→ Task description:
Your task is to transcribe all the entries exactly, excluding pictures.

→ Dataset extract:
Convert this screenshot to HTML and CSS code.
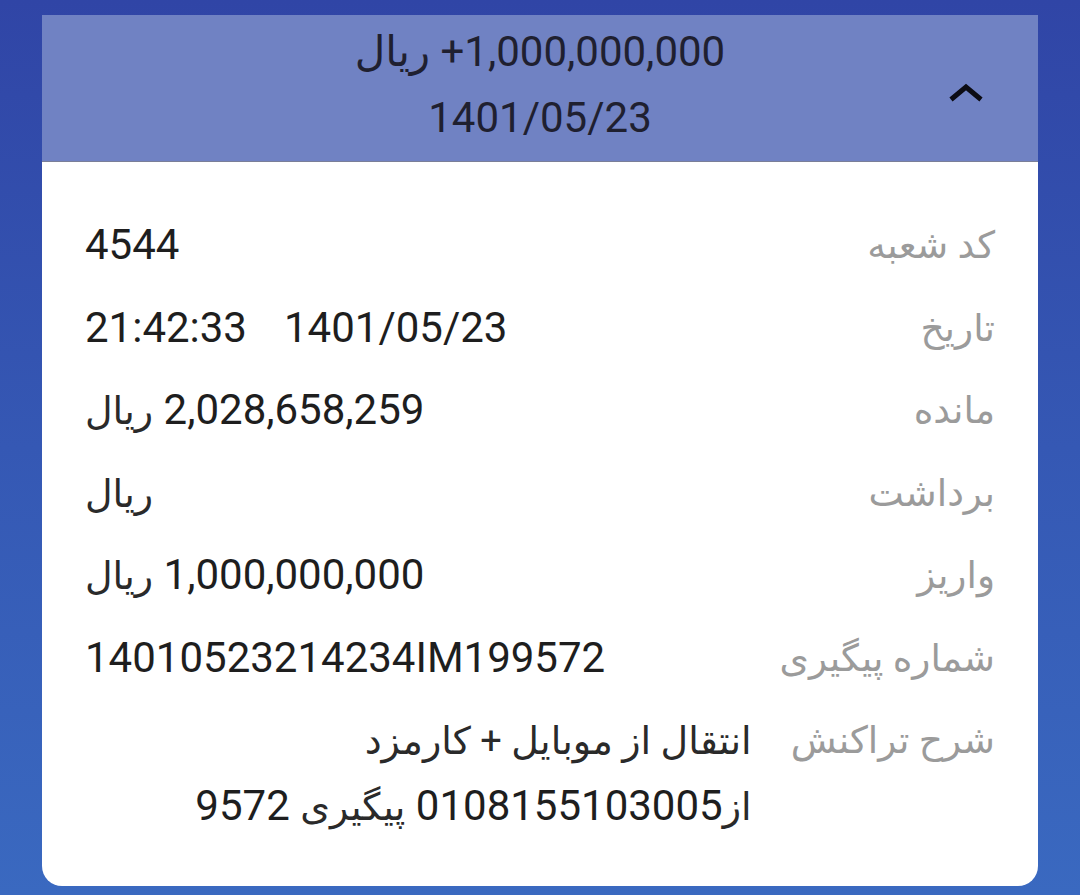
FILE: index.html
```html
<!DOCTYPE html>
<html lang="fa" dir="rtl">
<head>
<meta charset="utf-8">
<link rel="stylesheet" href="styles.css">
</head>
<body>
<div class="page">
  <div class="card">
    <div class="card-head">
      <div class="head-text">
        <div class="head-line">1,000,000,000+ ریال</div>
        <div class="head-line">1401/05/23</div>
      </div>
      <svg class="chevron" width="36" height="20" viewBox="0 0 36 20"><polyline points="3,16.5 18,4 33,16.5" fill="none" stroke="#0c0c14" stroke-width="5"/></svg>
    </div>
    <div class="card-body">
      <div class="row"><div class="label">کد شعبه</div><div class="value ltr">4544</div></div>
      <div class="row"><div class="label">تاریخ</div><div class="value ltr"><span class="time">21:42:33</span><span>1401/05/23</span></div></div>
      <div class="row"><div class="label">مانده</div><div class="value left">2,028,658,259 <span class="fa">ریال</span></div></div>
      <div class="row"><div class="label">برداشت</div><div class="value left"><span class="fa">ریال</span></div></div>
      <div class="row"><div class="label">واریز</div><div class="value left">1,000,000,000 <span class="fa">ریال</span></div></div>
      <div class="row"><div class="label">شماره پیگیری</div><div class="value ltr">14010523214234IM199572</div></div>
      <div class="row"><div class="label">شرح تراکنش</div><div class="value desc"><span class="fa">انتقال از موبایل + کارمزد</span><br><span class="fa">از</span>0108155103005 <span class="fa">پیگیری</span> 9572</div></div>
    </div>
  </div>
</div>
</body>
</html>
```

FILE: styles.css
```css
html, body {
  margin: 0;
  padding: 0;
}
body {
  width: 1080px;
  height: 895px;
  overflow: hidden;
  background: linear-gradient(180deg, #3045a6 0%, #3558b4 50%, #3a69c0 100%);
  font-family: Roboto, "DejaVu Sans", sans-serif;
}
.page {
  padding: 15px 42px 0 42px;
}
.card {
  background: #ffffff;
  border-radius: 0 0 20px 20px;
  overflow: hidden;
}
.card-head {
  background: #7082c3;
  height: 146px;
  border-bottom: 1px solid #7a7f98;
  display: flex;
  align-items: center;
  justify-content: center;
  position: relative;
}
.head-text {
  text-align: center;
  font-size: 42px;
  line-height: 66px;
  color: #1f2030;
  margin-top: -6px;
}
.chevron {
  position: absolute;
  right: 54px;
  top: 68px;
}
.card-body {
  padding: 50px 43px 47px 43px;
  display: grid;
  grid-template-columns: auto 1fr;
  column-gap: 28px;
  row-gap: 16.5px;
}
.row {
  display: contents;
}
.label {
  font-size: 37.5px;
  line-height: 66px;
  color: #9b9b9b;
  white-space: nowrap;
}
.value {
  font-size: 42px;
  line-height: 66px;
  color: #1e1e1e;
  white-space: nowrap;
}
.fa {
  font-size: 38px;
  line-height: 0;
  color: #2a2a2a;
}
.time {
  margin-right: 37px;
}
.ltr {
  direction: ltr;
  text-align: left;
}
.left {
  text-align: left;
}
.desc {
  text-align: right;
}
```
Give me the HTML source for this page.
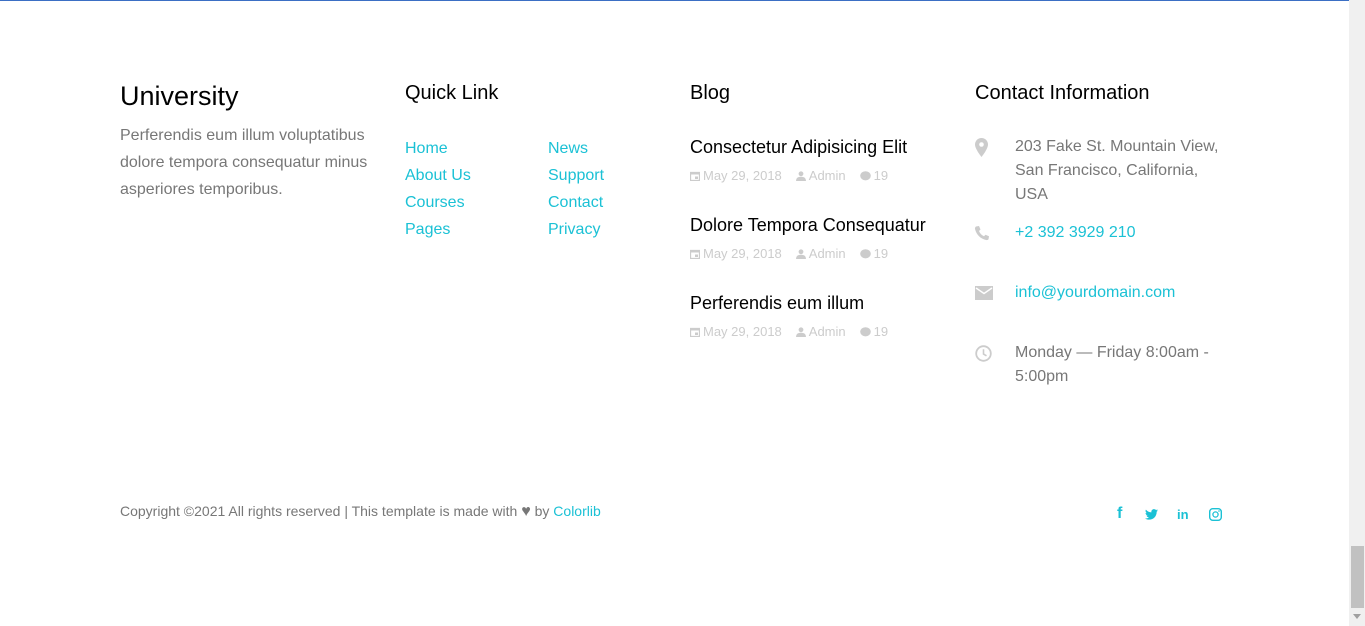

→ Task response:
Convert this screenshot to HTML and CSS code.
FILE: index.html
```html
<!DOCTYPE html>
<html lang="fa" dir="rtl">
<head>
<meta charset="utf-8">
<link rel="stylesheet" href="styles.css">
</head>
<body>
<div class="page">
  <div class="card">
    <div class="card-head">
      <div class="head-text">
        <div class="head-line">1,000,000,000+ ریال</div>
        <div class="head-line">1401/05/23</div>
      </div>
      <svg class="chevron" width="36" height="20" viewBox="0 0 36 20"><polyline points="3,16.5 18,4 33,16.5" fill="none" stroke="#0c0c14" stroke-width="5"/></svg>
    </div>
    <div class="card-body">
      <div class="row"><div class="label">کد شعبه</div><div class="value ltr">4544</div></div>
      <div class="row"><div class="label">تاریخ</div><div class="value ltr"><span class="time">21:42:33</span><span>1401/05/23</span></div></div>
      <div class="row"><div class="label">مانده</div><div class="value left">2,028,658,259 <span class="fa">ریال</span></div></div>
      <div class="row"><div class="label">برداشت</div><div class="value left"><span class="fa">ریال</span></div></div>
      <div class="row"><div class="label">واریز</div><div class="value left">1,000,000,000 <span class="fa">ریال</span></div></div>
      <div class="row"><div class="label">شماره پیگیری</div><div class="value ltr">14010523214234IM199572</div></div>
      <div class="row"><div class="label">شرح تراکنش</div><div class="value desc"><span class="fa">انتقال از موبایل + کارمزد</span><br><span class="fa">از</span>0108155103005 <span class="fa">پیگیری</span> 9572</div></div>
    </div>
  </div>
</div>
</body>
</html>
```

FILE: styles.css
```css
html, body {
  margin: 0;
  padding: 0;
}
body {
  width: 1080px;
  height: 895px;
  overflow: hidden;
  background: linear-gradient(180deg, #3045a6 0%, #3558b4 50%, #3a69c0 100%);
  font-family: Roboto, "DejaVu Sans", sans-serif;
}
.page {
  padding: 15px 42px 0 42px;
}
.card {
  background: #ffffff;
  border-radius: 0 0 20px 20px;
  overflow: hidden;
}
.card-head {
  background: #7082c3;
  height: 146px;
  border-bottom: 1px solid #7a7f98;
  display: flex;
  align-items: center;
  justify-content: center;
  position: relative;
}
.head-text {
  text-align: center;
  font-size: 42px;
  line-height: 66px;
  color: #1f2030;
  margin-top: -6px;
}
.chevron {
  position: absolute;
  right: 54px;
  top: 68px;
}
.card-body {
  padding: 50px 43px 47px 43px;
  display: grid;
  grid-template-columns: auto 1fr;
  column-gap: 28px;
  row-gap: 16.5px;
}
.row {
  display: contents;
}
.label {
  font-size: 37.5px;
  line-height: 66px;
  color: #9b9b9b;
  white-space: nowrap;
}
.value {
  font-size: 42px;
  line-height: 66px;
  color: #1e1e1e;
  white-space: nowrap;
}
.fa {
  font-size: 38px;
  line-height: 0;
  color: #2a2a2a;
}
.time {
  margin-right: 37px;
}
.ltr {
  direction: ltr;
  text-align: left;
}
.left {
  text-align: left;
}
.desc {
  text-align: right;
}
```
Give me the HTML source for this page.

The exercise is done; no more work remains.